Is there a significant trend? If so, which way was it trending? Hypothesize about the trend or lack of trend and why or why not this data is appropriate for this statistical test.

ANSWER:

There is not a significant trend, most likely because there is not a large enough dataset.

# ANALYSIS 3: Trends in precip. Fit a linear regression to the annual
# precipitation calculated in p_annual. 

# FINISH THIS code to fit a linear regression using the lm() function. 
# look at the arguments by typing ?lm() in the console
model <- lm(annual_total ~ year - 1, data = p_annual)

# Run this to extract the summary of the fitted model
summary(model)
## 
## Call:
## lm(formula = annual_total ~ year - 1, data = p_annual)
## 
## Residuals:
##    Min     1Q Median     3Q    Max 
## -9.529 -4.753 -1.133  1.249 23.700 
## 
## Coefficients:
##       Estimate Std.
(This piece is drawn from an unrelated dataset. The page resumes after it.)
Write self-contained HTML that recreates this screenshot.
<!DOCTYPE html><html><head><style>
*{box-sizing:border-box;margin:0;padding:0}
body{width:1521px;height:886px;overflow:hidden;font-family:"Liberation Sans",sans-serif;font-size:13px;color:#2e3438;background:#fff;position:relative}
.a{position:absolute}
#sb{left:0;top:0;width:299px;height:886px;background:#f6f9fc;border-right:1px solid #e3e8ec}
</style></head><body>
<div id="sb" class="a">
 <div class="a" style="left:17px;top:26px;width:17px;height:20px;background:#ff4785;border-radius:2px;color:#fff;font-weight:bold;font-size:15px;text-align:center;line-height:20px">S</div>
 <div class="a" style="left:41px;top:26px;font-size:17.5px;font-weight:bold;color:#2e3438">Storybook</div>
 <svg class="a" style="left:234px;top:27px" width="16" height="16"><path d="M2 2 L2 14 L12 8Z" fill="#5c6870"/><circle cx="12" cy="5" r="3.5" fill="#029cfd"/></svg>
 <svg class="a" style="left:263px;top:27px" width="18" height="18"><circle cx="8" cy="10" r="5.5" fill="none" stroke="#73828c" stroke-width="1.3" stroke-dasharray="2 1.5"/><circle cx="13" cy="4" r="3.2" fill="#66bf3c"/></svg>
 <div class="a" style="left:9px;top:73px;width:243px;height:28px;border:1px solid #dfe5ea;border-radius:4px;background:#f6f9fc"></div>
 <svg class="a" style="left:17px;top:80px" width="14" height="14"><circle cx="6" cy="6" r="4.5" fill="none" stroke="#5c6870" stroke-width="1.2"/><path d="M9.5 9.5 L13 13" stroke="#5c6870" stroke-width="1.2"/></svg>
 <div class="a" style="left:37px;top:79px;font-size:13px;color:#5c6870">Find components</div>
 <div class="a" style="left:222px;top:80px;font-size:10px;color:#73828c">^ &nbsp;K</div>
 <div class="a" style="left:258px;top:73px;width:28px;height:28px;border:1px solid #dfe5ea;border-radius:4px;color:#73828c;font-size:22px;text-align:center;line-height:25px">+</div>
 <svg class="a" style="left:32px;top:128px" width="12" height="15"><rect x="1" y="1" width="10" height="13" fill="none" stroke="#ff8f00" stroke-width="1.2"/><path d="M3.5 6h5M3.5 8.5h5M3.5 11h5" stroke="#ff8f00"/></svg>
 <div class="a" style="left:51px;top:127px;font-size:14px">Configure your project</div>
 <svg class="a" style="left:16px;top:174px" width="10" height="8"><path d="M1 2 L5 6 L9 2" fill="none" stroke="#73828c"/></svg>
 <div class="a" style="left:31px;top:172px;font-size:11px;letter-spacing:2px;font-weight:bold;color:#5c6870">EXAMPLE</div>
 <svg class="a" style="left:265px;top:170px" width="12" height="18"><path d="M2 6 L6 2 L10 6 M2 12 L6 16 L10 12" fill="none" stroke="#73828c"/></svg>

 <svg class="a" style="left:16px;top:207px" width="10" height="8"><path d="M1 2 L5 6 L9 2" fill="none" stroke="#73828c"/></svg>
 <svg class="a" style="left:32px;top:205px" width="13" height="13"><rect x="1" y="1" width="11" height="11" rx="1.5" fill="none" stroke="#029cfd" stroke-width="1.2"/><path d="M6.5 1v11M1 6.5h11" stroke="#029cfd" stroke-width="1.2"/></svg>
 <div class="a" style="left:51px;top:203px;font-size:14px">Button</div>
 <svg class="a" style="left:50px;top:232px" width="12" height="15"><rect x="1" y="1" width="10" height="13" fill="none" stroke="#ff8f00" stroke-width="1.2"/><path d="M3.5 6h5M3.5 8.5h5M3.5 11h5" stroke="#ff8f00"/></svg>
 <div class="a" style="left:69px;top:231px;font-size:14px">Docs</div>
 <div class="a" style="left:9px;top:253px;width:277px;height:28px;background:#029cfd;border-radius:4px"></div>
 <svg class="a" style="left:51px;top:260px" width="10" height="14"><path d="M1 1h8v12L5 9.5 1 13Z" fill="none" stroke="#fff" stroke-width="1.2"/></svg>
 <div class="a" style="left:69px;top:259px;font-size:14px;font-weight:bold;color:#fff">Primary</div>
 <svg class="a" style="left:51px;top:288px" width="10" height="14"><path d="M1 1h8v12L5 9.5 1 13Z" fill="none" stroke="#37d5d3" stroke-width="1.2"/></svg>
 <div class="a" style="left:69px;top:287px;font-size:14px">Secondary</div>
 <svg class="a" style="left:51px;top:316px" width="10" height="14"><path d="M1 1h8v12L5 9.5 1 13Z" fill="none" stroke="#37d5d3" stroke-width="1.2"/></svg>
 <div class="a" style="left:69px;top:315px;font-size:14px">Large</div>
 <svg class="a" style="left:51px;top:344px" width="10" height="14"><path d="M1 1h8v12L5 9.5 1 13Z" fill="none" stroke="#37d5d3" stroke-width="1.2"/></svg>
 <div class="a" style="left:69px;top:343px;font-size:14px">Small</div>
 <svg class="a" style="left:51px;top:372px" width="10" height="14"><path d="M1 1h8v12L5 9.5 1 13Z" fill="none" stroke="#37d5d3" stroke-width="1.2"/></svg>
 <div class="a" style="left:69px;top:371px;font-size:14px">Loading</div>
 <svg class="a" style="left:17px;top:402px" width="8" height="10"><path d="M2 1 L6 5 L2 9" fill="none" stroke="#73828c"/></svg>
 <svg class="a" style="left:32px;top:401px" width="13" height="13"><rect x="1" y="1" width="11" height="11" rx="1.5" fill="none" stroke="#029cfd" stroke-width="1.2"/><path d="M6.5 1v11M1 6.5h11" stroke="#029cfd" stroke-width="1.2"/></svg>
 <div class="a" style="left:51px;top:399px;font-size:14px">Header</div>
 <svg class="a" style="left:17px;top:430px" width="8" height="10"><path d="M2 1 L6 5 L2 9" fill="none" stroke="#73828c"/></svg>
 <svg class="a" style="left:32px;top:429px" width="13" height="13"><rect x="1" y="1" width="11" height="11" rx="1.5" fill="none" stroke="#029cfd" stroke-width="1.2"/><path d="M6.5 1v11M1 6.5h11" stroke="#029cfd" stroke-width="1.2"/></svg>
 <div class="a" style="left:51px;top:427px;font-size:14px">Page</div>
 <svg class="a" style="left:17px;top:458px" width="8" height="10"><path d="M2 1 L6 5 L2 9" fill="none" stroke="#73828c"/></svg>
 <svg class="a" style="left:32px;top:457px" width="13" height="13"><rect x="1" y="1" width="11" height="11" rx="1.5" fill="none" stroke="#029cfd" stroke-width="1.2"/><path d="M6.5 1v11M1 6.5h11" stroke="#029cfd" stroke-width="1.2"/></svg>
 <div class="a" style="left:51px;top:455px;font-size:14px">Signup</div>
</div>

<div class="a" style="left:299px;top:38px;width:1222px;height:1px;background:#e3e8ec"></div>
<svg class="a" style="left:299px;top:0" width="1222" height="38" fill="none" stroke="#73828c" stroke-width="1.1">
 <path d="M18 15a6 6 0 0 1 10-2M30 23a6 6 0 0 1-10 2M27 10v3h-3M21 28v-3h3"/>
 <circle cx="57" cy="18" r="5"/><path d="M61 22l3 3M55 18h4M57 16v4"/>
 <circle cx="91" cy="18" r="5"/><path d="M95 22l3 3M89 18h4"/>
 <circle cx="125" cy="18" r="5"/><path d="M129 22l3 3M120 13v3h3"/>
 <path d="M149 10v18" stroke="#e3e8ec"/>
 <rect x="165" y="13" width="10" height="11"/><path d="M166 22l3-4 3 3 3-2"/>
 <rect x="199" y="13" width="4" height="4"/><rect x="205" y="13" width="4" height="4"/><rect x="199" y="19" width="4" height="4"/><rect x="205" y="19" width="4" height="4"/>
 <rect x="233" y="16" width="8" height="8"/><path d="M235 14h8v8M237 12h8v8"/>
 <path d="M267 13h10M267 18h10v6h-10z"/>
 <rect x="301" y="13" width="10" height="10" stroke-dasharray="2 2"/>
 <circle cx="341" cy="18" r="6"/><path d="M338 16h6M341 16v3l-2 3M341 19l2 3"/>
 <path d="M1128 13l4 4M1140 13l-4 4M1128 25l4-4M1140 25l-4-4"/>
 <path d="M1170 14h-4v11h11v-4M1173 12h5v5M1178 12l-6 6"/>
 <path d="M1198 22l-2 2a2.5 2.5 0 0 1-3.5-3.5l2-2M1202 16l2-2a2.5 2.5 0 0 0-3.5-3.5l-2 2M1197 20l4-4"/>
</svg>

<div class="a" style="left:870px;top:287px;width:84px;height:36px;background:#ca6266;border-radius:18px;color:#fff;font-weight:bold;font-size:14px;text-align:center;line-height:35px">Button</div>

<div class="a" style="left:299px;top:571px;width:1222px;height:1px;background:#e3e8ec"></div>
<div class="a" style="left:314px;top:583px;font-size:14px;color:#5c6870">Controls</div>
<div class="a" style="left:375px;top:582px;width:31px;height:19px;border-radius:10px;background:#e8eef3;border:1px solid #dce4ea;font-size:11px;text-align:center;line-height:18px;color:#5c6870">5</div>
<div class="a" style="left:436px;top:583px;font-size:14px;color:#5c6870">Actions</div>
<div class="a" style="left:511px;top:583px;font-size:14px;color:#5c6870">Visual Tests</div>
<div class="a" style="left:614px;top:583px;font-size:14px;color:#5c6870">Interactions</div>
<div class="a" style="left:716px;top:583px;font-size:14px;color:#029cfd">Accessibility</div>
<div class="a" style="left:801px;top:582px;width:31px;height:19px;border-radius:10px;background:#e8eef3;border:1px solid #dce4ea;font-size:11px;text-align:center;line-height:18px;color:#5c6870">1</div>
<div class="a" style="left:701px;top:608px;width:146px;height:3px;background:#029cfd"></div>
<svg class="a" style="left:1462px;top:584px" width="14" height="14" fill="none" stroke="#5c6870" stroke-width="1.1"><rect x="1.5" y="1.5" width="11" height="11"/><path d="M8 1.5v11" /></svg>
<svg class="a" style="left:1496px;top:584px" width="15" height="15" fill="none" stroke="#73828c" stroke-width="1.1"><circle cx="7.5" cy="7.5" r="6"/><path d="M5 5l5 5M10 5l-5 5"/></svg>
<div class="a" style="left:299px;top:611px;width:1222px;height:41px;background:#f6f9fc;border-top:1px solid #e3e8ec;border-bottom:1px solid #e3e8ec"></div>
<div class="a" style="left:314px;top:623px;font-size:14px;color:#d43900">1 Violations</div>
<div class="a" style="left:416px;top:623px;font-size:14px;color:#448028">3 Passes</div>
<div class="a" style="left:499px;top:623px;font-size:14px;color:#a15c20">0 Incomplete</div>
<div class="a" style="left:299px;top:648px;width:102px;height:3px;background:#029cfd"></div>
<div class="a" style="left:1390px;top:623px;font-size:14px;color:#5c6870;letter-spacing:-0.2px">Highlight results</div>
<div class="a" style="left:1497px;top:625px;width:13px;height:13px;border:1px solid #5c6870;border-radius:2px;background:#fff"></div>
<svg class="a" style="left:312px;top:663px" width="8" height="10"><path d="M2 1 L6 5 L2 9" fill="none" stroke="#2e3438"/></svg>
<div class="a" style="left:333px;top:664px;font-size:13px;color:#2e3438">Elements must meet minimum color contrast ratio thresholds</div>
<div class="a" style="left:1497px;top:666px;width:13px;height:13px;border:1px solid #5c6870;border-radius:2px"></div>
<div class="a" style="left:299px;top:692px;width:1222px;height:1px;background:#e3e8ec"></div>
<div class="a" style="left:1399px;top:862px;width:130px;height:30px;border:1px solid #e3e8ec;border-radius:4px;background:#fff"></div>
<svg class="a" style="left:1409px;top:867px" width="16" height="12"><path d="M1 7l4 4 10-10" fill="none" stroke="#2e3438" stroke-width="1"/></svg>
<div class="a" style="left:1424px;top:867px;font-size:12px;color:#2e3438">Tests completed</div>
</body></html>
Error t value Pr(>|t|)    
## year 0.0213134  0.0009571   22.27 1.81e-13 ***
## ---
## Signif. codes:  0 '***' 0.001 '**' 0.01 '*' 0.05 '.' 0.1 ' ' 1
## 
## Residual standard error: 7.931 on 16 degrees of freedom
## Multiple R-squared:  0.9687, Adjusted R-squared:  0.9668 
## F-statistic: 495.9 on 1 and 16 DF,  p-value: 1.813e-13
# FINISH THIS CODE: MAKE FIGURE 3, plot the annual total precip vs year.
ggplot(p_annual) +
  geom_line(aes(x = year, y = annual_total)) 

QUESTION 4:

By looking at this plot, what 2 years have the biggest storms? And provide 2 potential causes of big rains occurring at the time of year they occurred?

ANSWER:

2004 and 2000. The big rains could’ve occured at these times because of thunderstorms causing convection as well as hurricane season.

# ANALYSIS 4: Lets have fun making more plots to compare inter-annual variation in 
# precip

# Run this code to add another dimension in color to a plot
ggplot(p) +
  geom_line(aes(x=doy, y=PRCP, color=year)) +
  scale_color_viridis_c()

# hmmm...its hard to see differences by year. Lets try plotting it in different plot windows, run this code.
ggplot(p) +
  geom_line(aes(x=doy, y=PRCP)) +
  facet_wrap(~year)

# Lets try plotting cumulative precip so we can better see inter-annual differences. Run this code
p <- p %>%
  group_by(year) %>%
  mutate(cumulative = cumsum(PRCP)) %>%
  ungroup()

ggplot(p) +
  geom_line(aes(x=doy, y=cumulative, group=year, color=year)) +
  scale_color_viridis_c() +
  theme_bw()
## Warning: Removed 696 rows containing missing values or values outside the scale range
## (`geom_line()`).

QUESTION 5:

What season or time of year has the greatest inter-annual variability in precipitation in Pittsburgh?

ANSWER:

the cumulative precipitation diverges starting late summer with lots of interannual variability from late summer through the end of the year.

QUESTION 6:

from 1 to 10 (10 highest, 1 lowest), how fun is plotting and interactive plotting in R?

  1. It can be satisfying and it is interesting but I am still getting used to the coding.